Using Multiple Models to Inform and Optimize Complex Systems

Abstract

Modeling is crucial for decision-making in complex systems, especially when simulations or black-box models are computationally intensive. Traditional multi-fidelity optimization relies on a single most accurate model, but such a model is often unavailable in real-world scenarios with multiple, similarly uncertain models. This necessitates methods that leverage multiple models without assuming a hierarchy of accuracy. This dissertation introduces a multi-model optimization approach that utilizes the collective insights from all models by focusing on regions of consistent performance rather than a single ``best" model. The goals are to address limitations of traditional approaches, develop a methodology for models without clear accuracy ranking, and demonstrate its application in a real-world biomanufacturing system. Two applications involving complex systems are examined.
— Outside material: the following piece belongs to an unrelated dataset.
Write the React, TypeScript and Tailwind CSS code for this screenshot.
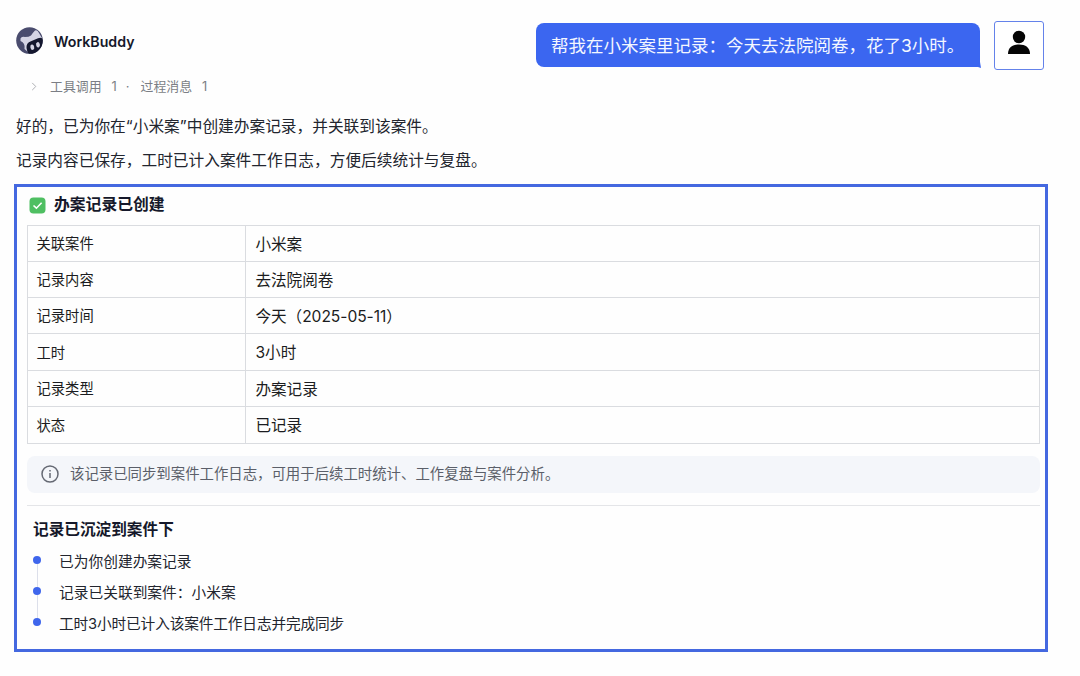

The first is a military maritime communication network and the second is a variable-yield biomanufacturing process. These applications reveal the risks of assuming one model is more accurate than another. In response, the dissertation presents Set-Based Optimization with Multiple Models (S-BOMM), a framework that identifies subregions of consistently good performance across multiple models, instead of relying on a presumed hierarchy of model accuracy. Theoretical properties and empirical results are provided to further provide insight and illustration. Applying S-BOMM to the biomanufacturing application demonstrates its practical benefits, uncovering performance regions consistent across models and providing insights beyond single-model analyses. Overall, this work advances decision-making in complex systems by leveraging multiple models collectively, moving beyond traditional multi-fidelity paradigms.